> Job:
Set down each line of the data below exactly as it stands, dropping the pictures.

> Supplied information:
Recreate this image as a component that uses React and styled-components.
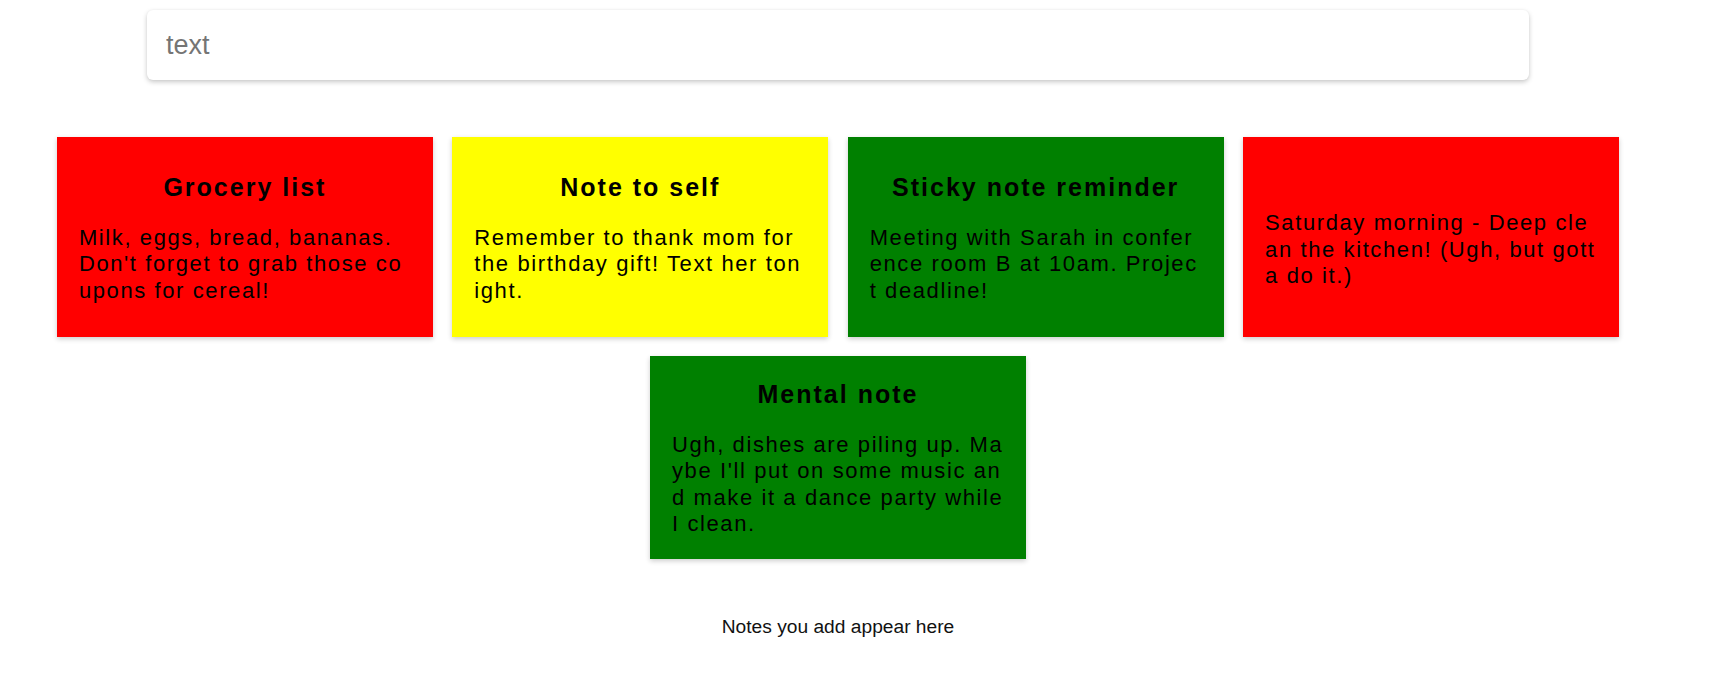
import React from "react";
import styled, { createGlobalStyle } from "styled-components";

const Global = createGlobalStyle`
  html, body { margin: 0; padding: 0; background: #fff; }
  body { font-family: "Liberation Sans", Arial, sans-serif; }
`;

const Page = styled.div`
  width: 1676px;
  display: flex;
  flex-direction: column;
  align-items: center;
`;

const SearchBox = styled.input`
  box-sizing: border-box;
  margin-top: 10px;
  width: 1382px;
  height: 70px;
  border: none;
  outline: none;
  border-radius: 6px;
  background: #fff;
  box-shadow: 0 2px 5px rgba(0, 0, 0, 0.22), 0 0 2px rgba(0, 0, 0, 0.04);
  padding: 0 19px;
  font-family: "Liberation Sans", Arial, sans-serif;
  font-size: 27px;
  color: #222;
  &::placeholder { color: #757575; }
`;

const Board = styled.div`
  margin-top: 57px;
  display: flex;
  flex-wrap: wrap;
  justify-content: center;
  gap: 19px 19.4px;
  width: 1600px;
`;

const Card = styled.div`
  box-sizing: border-box;
  width: 376px;
  min-height: 200px;
  padding: 8px 22px;
  background: ${(p) => p.$color};
  box-shadow: 0 2px 5px rgba(0, 0, 0, 0.2);
  display: flex;
  flex-direction: column;
  justify-content: center;
  color: #000;
`;

const Title = styled.h2`
  margin: 16px 0 0;
  font-size: 25px;
  font-weight: 700;
  letter-spacing: 2px;
  text-align: center;
  line-height: normal;
`;

const Body = styled.p`
  margin: 23px 0 13px;
  font-size: 22px;
  line-height: 1.2;
  letter-spacing: 1.6px;
  word-break: break-all;
`;

const Footer = styled.p`
  margin: 57px 0 0;
  font-size: 19.2px;
  color: #111;
`;

const notes = [
  { title: "Grocery list", body: "Milk, eggs, bread, bananas. Don't forget to grab those coupons for cereal!", color: "#ff0000" },
  { title: "Note to self", body: "Remember to thank mom for the birthday gift! Text her tonight.", color: "#ffff00" },
  { title: "Sticky note reminder", body: "Meeting with Sarah in conference room B at 10am. Project deadline!", color: "#008000" },
  { title: "", body: "Saturday morning - Deep clean the kitchen! (Ugh, but gotta do it.)", color: "#ff0000" },
  { title: "Mental note", body: "Ugh, dishes are piling up. Maybe I'll put on some music and make it a dance party while I clean.", color: "#008000" },
];

export default function App() {
  return (
    <>
      <Global />
      <Page>
        <SearchBox placeholder="text" />
        <Board>
          {notes.map((n, i) => (
            <Card key={i} $color={n.color}>
              <Title>{n.title}</Title>
              <Body>{n.body}</Body>
            </Card>
          ))}
        </Board>
        <Footer>Notes you add appear here</Footer>
      </Page>
    </>
  );
}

> Task result:
Recreate this image as a component that uses React and styled-components.
import React from "react";
import styled, { createGlobalStyle } from "styled-components";

const Global = createGlobalStyle`
  html, body { margin: 0; padding: 0; background: #fff; }
  body { font-family: "Liberation Sans", Arial, sans-serif; }
`;

const Page = styled.div`
  width: 1676px;
  display: flex;
  flex-direction: column;
  align-items: center;
`;

const SearchBox = styled.input`
  box-sizing: border-box;
  margin-top: 10px;
  width: 1382px;
  height: 70px;
  border: none;
  outline: none;
  border-radius: 6px;
  background: #fff;
  box-shadow: 0 2px 5px rgba(0, 0, 0, 0.22), 0 0 2px rgba(0, 0, 0, 0.04);
  padding: 0 19px;
  font-family: "Liberation Sans", Arial, sans-serif;
  font-size: 27px;
  color: #222;
  &::placeholder { color: #757575; }
`;

const Board = styled.div`
  margin-top: 57px;
  display: flex;
  flex-wrap: wrap;
  justify-content: center;
  gap: 19px 19.4px;
  width: 1600px;
`;

const Card = styled.div`
  box-sizing: border-box;
  width: 376px;
  min-height: 200px;
  padding: 8px 22px;
  background: ${(p) => p.$color};
  box-shadow: 0 2px 5px rgba(0, 0, 0, 0.2);
  display: flex;
  flex-direction: column;
  justify-content: center;
  color: #000;
`;

const Title = styled.h2`
  margin: 16px 0 0;
  font-size: 25px;
  font-weight: 700;
  letter-spacing: 2px;
  text-align: center;
  line-height: normal;
`;

const Body = styled.p`
  margin: 23px 0 13px;
  font-size: 22px;
  line-height: 1.2;
  letter-spacing: 1.6px;
  word-break: break-all;
`;

const Footer = styled.p`
  margin: 57px 0 0;
  font-size: 19.2px;
  color: #111;
`;

const notes = [
  { title: "Grocery list", body: "Milk, eggs, bread, bananas. Don't forget to grab those coupons for cereal!", color: "#ff0000" },
  { title: "Note to self", body: "Remember to thank mom for the birthday gift! Text her tonight.", color: "#ffff00" },
  { title: "Sticky note reminder", body: "Meeting with Sarah in conference room B at 10am. Project deadline!", color: "#008000" },
  { title: "", body: "Saturday morning - Deep clean the kitchen! (Ugh, but gotta do it.)", color: "#ff0000" },
  { title: "Mental note", body: "Ugh, dishes are piling up. Maybe I'll put on some music and make it a dance party while I clean.", color: "#008000" },
];

export default function App() {
  return (
    <>
      <Global />
      <Page>
        <SearchBox placeholder="text" />
        <Board>
          {notes.map((n, i) => (
            <Card key={i} $color={n.color}>
              <Title>{n.title}</Title>
              <Body>{n.body}</Body>
            </Card>
          ))}
        </Board>
        <Footer>Notes you add appear here</Footer>
      </Page>
    </>
  );
}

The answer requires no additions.